_Exercise inputs_
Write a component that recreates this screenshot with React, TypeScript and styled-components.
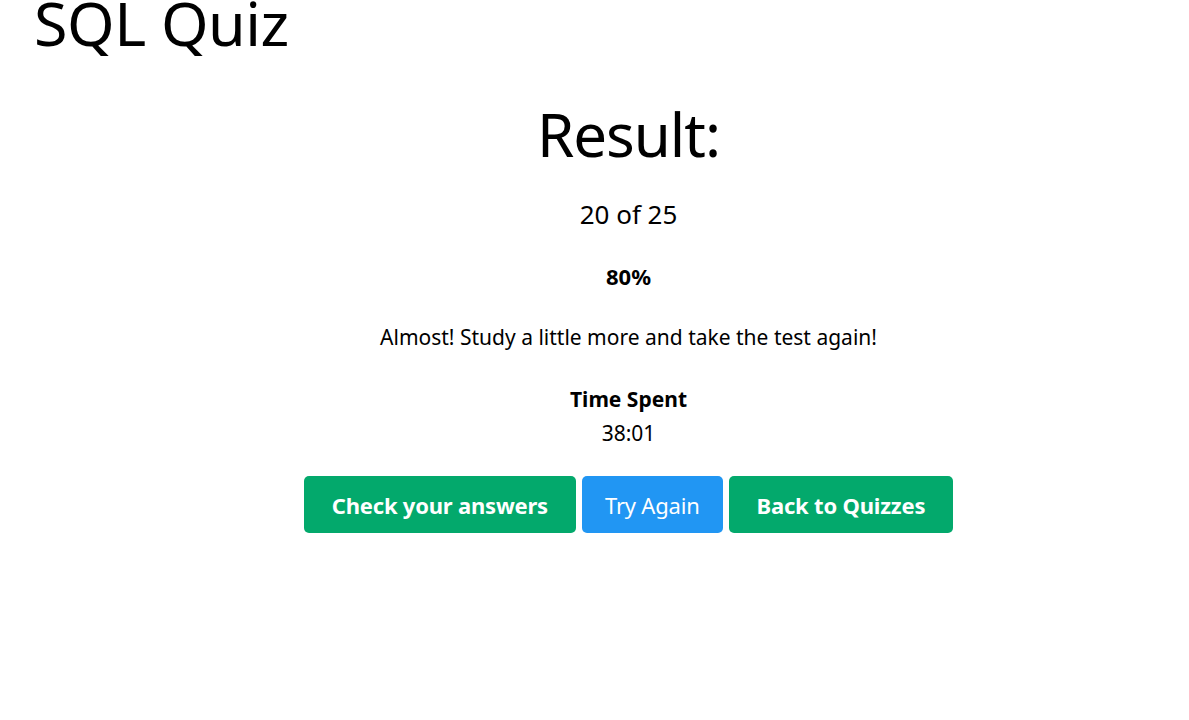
import React from "react";
import styled, { createGlobalStyle } from "styled-components";

const Global = createGlobalStyle`
  html, body { margin: 0; padding: 0; background: #fff; }
  body { font-family: "Noto Sans", "Open Sans", sans-serif; color: #000; }
`;

const Page = styled.div`
  display: flex;
  flex-direction: column;
`;

const Header = styled.h1`
  margin: 0 0 0 34px;
  font-size: 61px;
  font-weight: 400;
  line-height: 46px;
  letter-spacing: -0.5px;
`;

const Main = styled.main`
  display: flex;
  flex-direction: column;
  align-items: center;
  margin-left: 68px;
  text-align: center;
`;

const Title = styled.h2`
  margin: 48px 0 0;
  font-size: 60px;
  font-weight: 400;
  line-height: 80px;
  letter-spacing: -1px;
`;

const Score = styled.div`
  margin-top: 24px;
  font-size: 26px;
  line-height: 32px;
`;

const Line = styled.p<{ $bold?: boolean; $gap: number; $size: number }>`
  margin: ${(p) => p.$gap}px 0 0;
  font-size: ${(p) => p.$size}px;
  line-height: 28px;
  font-weight: ${(p) => (p.$bold ? 700 : 400)};
`;

const Actions = styled.div`
  display: flex;
  gap: 6px;
  margin-top: 29px;
`;

const Button = styled.button<{ $variant: "green" | "blue" }>`
  height: 57px;
  padding: 0 ${(p) => (p.$variant === "blue" ? 23 : 28)}px;
  border: none;
  border-radius: 5px;
  background: ${(p) => (p.$variant === "blue" ? "#2196f3" : "#03a96c")};
  color: #fff;
  font-family: "Noto Sans", "Open Sans", sans-serif;
  font-size: 22px;
  font-weight: ${(p) => (p.$variant === "blue" ? 400 : 700)};
  letter-spacing: -0.2px;
  cursor: pointer;
`;

export default function App() {
  return (
    <Page>
      <Global />
      <Header>SQL Quiz</Header>
      <Main>
        <Title>Result:</Title>
        <Score>20 of 25</Score>
        <Line $bold $gap={32} $size={22}>80%</Line>
        <Line $gap={33} $size={21}>Almost! Study a little more and take the test again!</Line>
        <Line $bold $gap={34} $size={21}>Time Spent</Line>
        <Line $gap={6} $size={21}>38:01</Line>
        <Actions>
          <Button $variant="green">Check your answers</Button>
          <Button $variant="blue">Try Again</Button>
          <Button $variant="green">Back to Quizzes</Button>
        </Actions>
      </Main>
    </Page>
  );
}
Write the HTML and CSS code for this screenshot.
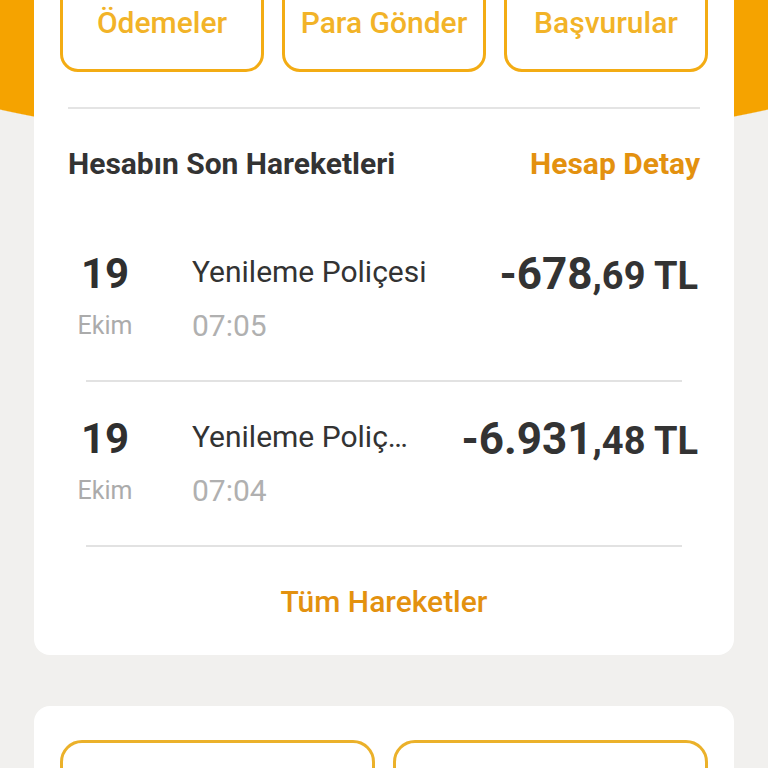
FILE: index.html
```html
<!DOCTYPE html>
<html lang="tr">
<head>
    <meta charset="UTF-8">
    <meta name="viewport" content="width=device-width, initial-scale=1.0">
    <title>Hesabım</title>
    <link rel="stylesheet" href="styles.css">
</head>
<body>
    <div id="page">
        <!-- Hesap kartı -->
        <div class="card account-card">
            <div class="quick-actions">
                <button class="quick-button">Ödemeler</button>
                <button class="quick-button">Para Gönder</button>
                <button class="quick-button">Başvurular</button>
            </div>

            <div class="divider"></div>

            <div class="section-header">
                <span class="section-title">Hesabın Son Hareketleri</span>
                <a class="section-link">Hesap Detay</a>
            </div>

            <div class="transaction">
                <div class="tx-date">
                    <div class="tx-day">19</div>
                    <div class="tx-month">Ekim</div>
                </div>
                <div class="tx-info">
                    <div class="tx-title">Yenileme Poliçesi</div>
                    <div class="tx-time">07:05</div>
                </div>
                <div class="tx-amount"><span class="amount-main">-678</span>,69 TL</div>
            </div>
            <div class="row-divider"></div>

            <div class="transaction">
                <div class="tx-date">
                    <div class="tx-day">19</div>
                    <div class="tx-month">Ekim</div>
                </div>
                <div class="tx-info">
                    <div class="tx-title">Yenileme Poliçesi</div>
                    <div class="tx-time">07:04</div>
                </div>
                <div class="tx-amount"><span class="amount-main">-6.931</span>,48 TL</div>
            </div>
            <div class="row-divider"></div>

            <a class="all-link">Tüm Hareketler</a>
        </div>

        <!-- Alt kart -->
        <div class="card bottom-card">
            <div class="wide-actions">
                <button class="quick-button wide"></button>
                <button class="quick-button wide"></button>
            </div>
        </div>
    </div>
</body>
</html>
```

FILE: styles.css
```css
body {
    margin: 0;
    padding: 0;
    background: radial-gradient(ellipse 600px 159px at 50% -12px, #f5a300 99.4%, #f1f0ee 100%) no-repeat, #f1f0ee;
    font-family: 'Roboto', 'Liberation Sans', sans-serif;
    overflow: hidden;
    height: 768px;
}

#page {
    padding: 0 34px;
}

.card {
    background: white;
    border-radius: 16px;
}

.account-card {
    margin-top: -80px;
    padding: 20px 26px 37px;
}

.quick-actions {
    display: grid;
    grid-template-columns: repeat(3, 1fr);
    gap: 18px;
}

.quick-button {
    height: 132px;
    display: flex;
    align-items: flex-end;
    justify-content: center;
    padding: 0 0 31px;
    background: white;
    border: 3px solid #f3ac14;
    border-radius: 18px;
    color: #f2b328;
    font-family: inherit;
    font-size: 30px;
    font-weight: 500;
    line-height: 30px;
    white-space: nowrap;
}

.divider {
    height: 2px;
    background: #e4e4e4;
    margin: 35px 8px 0;
}

.section-header {
    display: flex;
    justify-content: space-between;
    align-items: center;
    margin: 39px 8px 37px;
    line-height: 32px;
}

.section-title {
    font-size: 30px;
    font-weight: 700;
    color: #333333;
}

.section-link {
    font-size: 30px;
    font-weight: 700;
    color: #e3910f;
}

.transaction {
    display: flex;
    align-items: flex-start;
    padding: 35px 10px 39px 8px;
}

.tx-date {
    width: 74px;
    text-align: center;
    flex-shrink: 0;
}

.tx-day {
    font-size: 42px;
    font-weight: 700;
    line-height: 44px;
    color: #2f2f2f;
}

.tx-month {
    margin-top: 15px;
    font-size: 25px;
    line-height: 30px;
    color: #ababab;
}

.tx-info {
    flex: 1;
    min-width: 0;
    margin: 0 48px 0 50px;
}

.tx-title {
    font-size: 30px;
    line-height: 40px;
    color: #333333;
    white-space: nowrap;
    overflow: hidden;
    text-overflow: ellipsis;
}

.tx-time {
    margin-top: 19px;
    font-size: 30px;
    line-height: 30px;
    color: #b0b0b0;
}

.tx-amount {
    flex-shrink: 0;
    font-size: 38px;
    font-weight: 700;
    line-height: 44px;
    color: #333333;
    white-space: nowrap;
}

.amount-main {
    font-size: 44px;
}

.row-divider {
    height: 2px;
    background: #e2e2e2;
    margin: 0 26px;
}

.all-link {
    display: block;
    margin-top: 39px;
    text-align: center;
    font-size: 30px;
    font-weight: 500;
    line-height: 32px;
    color: #e3910f;
}

.bottom-card {
    margin-top: 51px;
    padding: 34px 26px;
}

.wide-actions {
    display: grid;
    grid-template-columns: 1fr 1fr;
    gap: 18px;
}

.quick-button.wide {
    height: 120px;
    border-color: #ebb12a;
    border-radius: 22px;
}
```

_Problem details_
Set down the complete material exactly, but do not include the images.

_Correct answer_
Write a component that recreates this screenshot with React, TypeScript and styled-components.
import React from "react";
import styled, { createGlobalStyle } from "styled-components";

const Global = createGlobalStyle`
  html, body { margin: 0; padding: 0; background: #fff; }
  body { font-family: "Noto Sans", "Open Sans", sans-serif; color: #000; }
`;

const Page = styled.div`
  display: flex;
  flex-direction: column;
`;

const Header = styled.h1`
  margin: 0 0 0 34px;
  font-size: 61px;
  font-weight: 400;
  line-height: 46px;
  letter-spacing: -0.5px;
`;

const Main = styled.main`
  display: flex;
  flex-direction: column;
  align-items: center;
  margin-left: 68px;
  text-align: center;
`;

const Title = styled.h2`
  margin: 48px 0 0;
  font-size: 60px;
  font-weight: 400;
  line-height: 80px;
  letter-spacing: -1px;
`;

const Score = styled.div`
  margin-top: 24px;
  font-size: 26px;
  line-height: 32px;
`;

const Line = styled.p<{ $bold?: boolean; $gap: number; $size: number }>`
  margin: ${(p) => p.$gap}px 0 0;
  font-size: ${(p) => p.$size}px;
  line-height: 28px;
  font-weight: ${(p) => (p.$bold ? 700 : 400)};
`;

const Actions = styled.div`
  display: flex;
  gap: 6px;
  margin-top: 29px;
`;

const Button = styled.button<{ $variant: "green" | "blue" }>`
  height: 57px;
  padding: 0 ${(p) => (p.$variant === "blue" ? 23 : 28)}px;
  border: none;
  border-radius: 5px;
  background: ${(p) => (p.$variant === "blue" ? "#2196f3" : "#03a96c")};
  color: #fff;
  font-family: "Noto Sans", "Open Sans", sans-serif;
  font-size: 22px;
  font-weight: ${(p) => (p.$variant === "blue" ? 400 : 700)};
  letter-spacing: -0.2px;
  cursor: pointer;
`;

export default function App() {
  return (
    <Page>
      <Global />
      <Header>SQL Quiz</Header>
      <Main>
        <Title>Result:</Title>
        <Score>20 of 25</Score>
        <Line $bold $gap={32} $size={22}>80%</Line>
        <Line $gap={33} $size={21}>Almost! Study a little more and take the test again!</Line>
        <Line $bold $gap={34} $size={21}>Time Spent</Line>
        <Line $gap={6} $size={21}>38:01</Line>
        <Actions>
          <Button $variant="green">Check your answers</Button>
          <Button $variant="blue">Try Again</Button>
          <Button $variant="green">Back to Quizzes</Button>
        </Actions>
      </Main>
    </Page>
  );
}
Write the HTML and CSS code for this screenshot.
FILE: index.html
```html
<!DOCTYPE html>
<html lang="tr">
<head>
    <meta charset="UTF-8">
    <meta name="viewport" content="width=device-width, initial-scale=1.0">
    <title>Hesabım</title>
    <link rel="stylesheet" href="styles.css">
</head>
<body>
    <div id="page">
        <!-- Hesap kartı -->
        <div class="card account-card">
            <div class="quick-actions">
                <button class="quick-button">Ödemeler</button>
                <button class="quick-button">Para Gönder</button>
                <button class="quick-button">Başvurular</button>
            </div>

            <div class="divider"></div>

            <div class="section-header">
                <span class="section-title">Hesabın Son Hareketleri</span>
                <a class="section-link">Hesap Detay</a>
            </div>

            <div class="transaction">
                <div class="tx-date">
                    <div class="tx-day">19</div>
                    <div class="tx-month">Ekim</div>
                </div>
                <div class="tx-info">
                    <div class="tx-title">Yenileme Poliçesi</div>
                    <div class="tx-time">07:05</div>
                </div>
                <div class="tx-amount"><span class="amount-main">-678</span>,69 TL</div>
            </div>
            <div class="row-divider"></div>

            <div class="transaction">
                <div class="tx-date">
                    <div class="tx-day">19</div>
                    <div class="tx-month">Ekim</div>
                </div>
                <div class="tx-info">
                    <div class="tx-title">Yenileme Poliçesi</div>
                    <div class="tx-time">07:04</div>
                </div>
                <div class="tx-amount"><span class="amount-main">-6.931</span>,48 TL</div>
            </div>
            <div class="row-divider"></div>

            <a class="all-link">Tüm Hareketler</a>
        </div>

        <!-- Alt kart -->
        <div class="card bottom-card">
            <div class="wide-actions">
                <button class="quick-button wide"></button>
                <button class="quick-button wide"></button>
            </div>
        </div>
    </div>
</body>
</html>
```

FILE: styles.css
```css
body {
    margin: 0;
    padding: 0;
    background: radial-gradient(ellipse 600px 159px at 50% -12px, #f5a300 99.4%, #f1f0ee 100%) no-repeat, #f1f0ee;
    font-family: 'Roboto', 'Liberation Sans', sans-serif;
    overflow: hidden;
    height: 768px;
}

#page {
    padding: 0 34px;
}

.card {
    background: white;
    border-radius: 16px;
}

.account-card {
    margin-top: -80px;
    padding: 20px 26px 37px;
}

.quick-actions {
    display: grid;
    grid-template-columns: repeat(3, 1fr);
    gap: 18px;
}

.quick-button {
    height: 132px;
    display: flex;
    align-items: flex-end;
    justify-content: center;
    padding: 0 0 31px;
    background: white;
    border: 3px solid #f3ac14;
    border-radius: 18px;
    color: #f2b328;
    font-family: inherit;
    font-size: 30px;
    font-weight: 500;
    line-height: 30px;
    white-space: nowrap;
}

.divider {
    height: 2px;
    background: #e4e4e4;
    margin: 35px 8px 0;
}

.section-header {
    display: flex;
    justify-content: space-between;
    align-items: center;
    margin: 39px 8px 37px;
    line-height: 32px;
}

.section-title {
    font-size: 30px;
    font-weight: 700;
    color: #333333;
}

.section-link {
    font-size: 30px;
    font-weight: 700;
    color: #e3910f;
}

.transaction {
    display: flex;
    align-items: flex-start;
    padding: 35px 10px 39px 8px;
}

.tx-date {
    width: 74px;
    text-align: center;
    flex-shrink: 0;
}

.tx-day {
    font-size: 42px;
    font-weight: 700;
    line-height: 44px;
    color: #2f2f2f;
}

.tx-month {
    margin-top: 15px;
    font-size: 25px;
    line-height: 30px;
    color: #ababab;
}

.tx-info {
    flex: 1;
    min-width: 0;
    margin: 0 48px 0 50px;
}

.tx-title {
    font-size: 30px;
    line-height: 40px;
    color: #333333;
    white-space: nowrap;
    overflow: hidden;
    text-overflow: ellipsis;
}

.tx-time {
    margin-top: 19px;
    font-size: 30px;
    line-height: 30px;
    color: #b0b0b0;
}

.tx-amount {
    flex-shrink: 0;
    font-size: 38px;
    font-weight: 700;
    line-height: 44px;
    color: #333333;
    white-space: nowrap;
}

.amount-main {
    font-size: 44px;
}

.row-divider {
    height: 2px;
    background: #e2e2e2;
    margin: 0 26px;
}

.all-link {
    display: block;
    margin-top: 39px;
    text-align: center;
    font-size: 30px;
    font-weight: 500;
    line-height: 32px;
    color: #e3910f;
}

.bottom-card {
    margin-top: 51px;
    padding: 34px 26px;
}

.wide-actions {
    display: grid;
    grid-template-columns: 1fr 1fr;
    gap: 18px;
}

.quick-button.wide {
    height: 120px;
    border-color: #ebb12a;
    border-radius: 22px;
}
```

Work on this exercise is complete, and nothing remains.